Although the conditions which prompted the introduction of
this practice, perhaps no longer exists, because of technological
advances, at Common Law, the practice still exists. It is
possible to have the hearing of a case expedited in order
to do justice and to avoid undue delay. Once it is manifest
that the Justice of the cause demands it, the Court of Appeal
will exert every effort to ensure that Justice is done.
An example
of the exercise of this practice can be seen in Criminal Appeal
4/1969 Dennis Frazer v. The Crown. This was a case where the
Appellant was charged with Murder but convicted of Manslaughter.
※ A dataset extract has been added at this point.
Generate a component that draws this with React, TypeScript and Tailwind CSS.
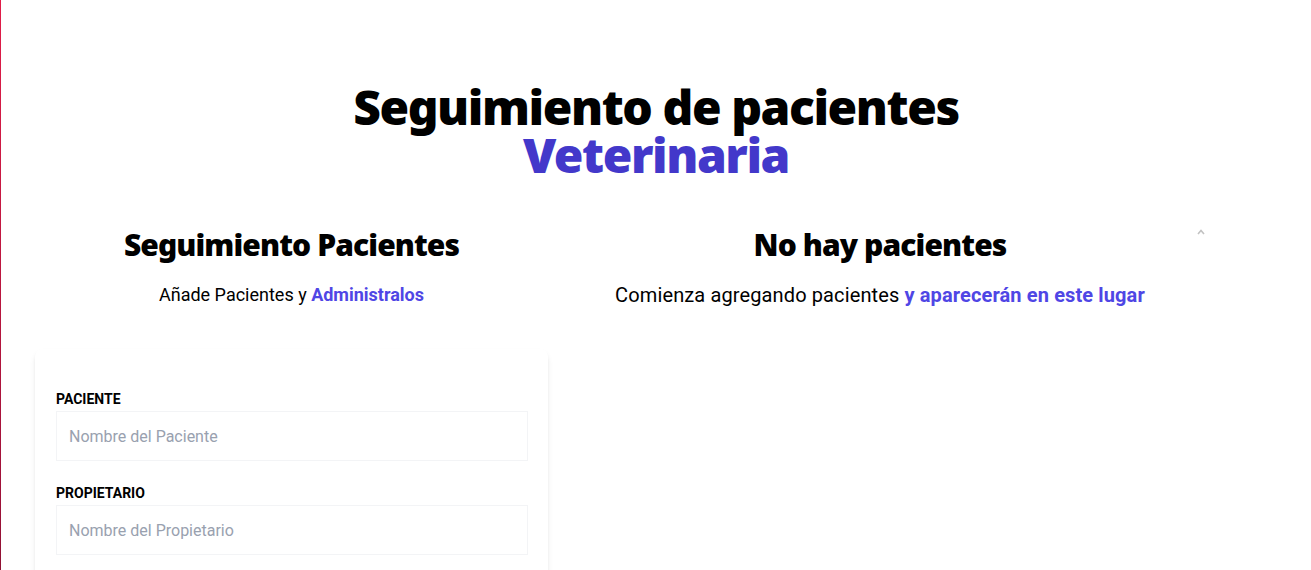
const heading = "font-['Noto_Sans',sans-serif] font-black tracking-[-0.03em] text-black";

const campos = [
  { id: "mascota", label: "Paciente", placeholder: "Nombre del Paciente", type: "text" },
  { id: "propietario", label: "Propietario", placeholder: "Nombre del Propietario", type: "text" },
  { id: "email", label: "Email", placeholder: "Email Contacto Propietario", type: "email" },
  { id: "alta", label: "Alta", placeholder: "", type: "date" },
];

function Header() {
  return (
    <h1 className={`${heading} text-5xl leading-none text-center`}>
      Seguimiento de pacientes
      <br />
      <span className="text-[#4338ca]">Veterinaria</span>
    </h1>
  );
}

function Formulario() {
  return (
    <div className="ml-[34px] w-[513px] shrink-0">
      <h2 className={`${heading} text-3xl text-center`}>Seguimiento Pacientes</h2>
      <p className="mt-[18px] mb-10 text-center text-lg text-black">
        Añade Pacientes y <span className="font-bold text-[#4f46e5]">Administralos</span>
      </p>
      <form className="mt-[4px] rounded-lg bg-white pl-[21px] pr-5 py-10 shadow-md">
        {campos.map((c) => (
          <div key={c.id} className="mb-[22px]">
            <label htmlFor={c.id} className="block text-sm font-bold uppercase text-black">
              {c.label}
            </label>
            <input
              id={c.id}
              type={c.type}
              placeholder={c.placeholder}
              className="mt-0.5 block h-[50px] w-full border border-gray-100 px-3 text-base text-gray-700 placeholder-gray-400 outline-none"
            />
          </div>
        ))}
        <div className="mb-[22px]">
          <label htmlFor="sintomas" className="block text-sm font-bold uppercase text-black">
            Síntomas
          </label>
          <textarea
            id="sintomas"
            placeholder="Describe los Síntomas"
            className="mt-0.5 block h-24 w-full border border-gray-100 p-3 text-base placeholder-gray-400 outline-none"
          />
        </div>
        <input
          type="submit"
          value="Agregar Paciente"
          className="w-full cursor-pointer bg-[#4f46e5] p-3 font-bold uppercase text-white"
        />
      </form>
    </div>
  );
}

function ListadoPacientes() {
  return (
    <div className="ml-5 flex w-[641px] shrink-0">
      <div className="w-[624px]">
        <h2 className={`${heading} text-3xl text-center`}>No hay pacientes</h2>
        <p className="mt-[18px] mb-10 text-center text-xl tracking-[0.006em] text-black">
          Comienza agregando pacientes{" "}
          <span className="font-bold text-[#4f46e5]">y aparecerán en este lugar</span>
        </p>
      </div>
      <div className="flex w-[17px] justify-center pt-[2px]">
        <svg width="8" height="6" viewBox="0 0 8 6" fill="none">
          <polyline points="1,5 4,1.5 7,5" stroke="#c2c2c2" strokeWidth="1.6" />
        </svg>
      </div>
    </div>
  );
}

export default function App() {
  return (
    <div className="flex min-h-screen bg-white font-['Roboto',sans-serif]">
      <div className="w-px shrink-0 bg-gradient-to-b from-[#e11d48] via-[#9f1239] to-[#3b0a16]" />
      <div className="flex-1 pt-[83px]">
        <Header />
        <div className="mt-12 flex">
          <Formulario />
          <ListadoPacientes />
        </div>
      </div>
    </div>
  );
}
The conviction was appealed and the Court of Appeal sitting
shortly after the conviction, found it convenient to hear
the Appeal, on the basis of agreed statements, prepared by
Counse1 for the Crown and the Defence. The Appeal was heard
and dismissed.
The Appellant
thus had his Appeal determined, and did not have to wait until
the Court of Appeal sat, some months later.
The point
of all this excursion into history is that if the Court of
Appeal of this Country, can act in a Criminal matter to have
a matter determined, it does not appear to be an excuse for
Counsel to submit an application for Bail which is not usually
granted and recite that the appeal has a good chance of succeeding,
and not putting any evidence before the Court. Either it is
assumed that the Judge hearing the application is clairvoyant,
or that it is the Judge who should do the research. It seems
to me that it clearly follows that if this Court is able to
determine an entire case of Manslaughter, on the basis of
agreed facts submitted, how much easier should it be for Counsel
to prepare a statement to be put before the Court in order
to determine whether the case to be appealed has any chance
of success. This has not been done, and the Court has no evidence
before it, on which it can act.
The Application
is therefore refused. The Court cannot act in a vaccum, and
in the absence of evidence. Perhaps, in the future when such
applications are made, precedents will be borne in mind.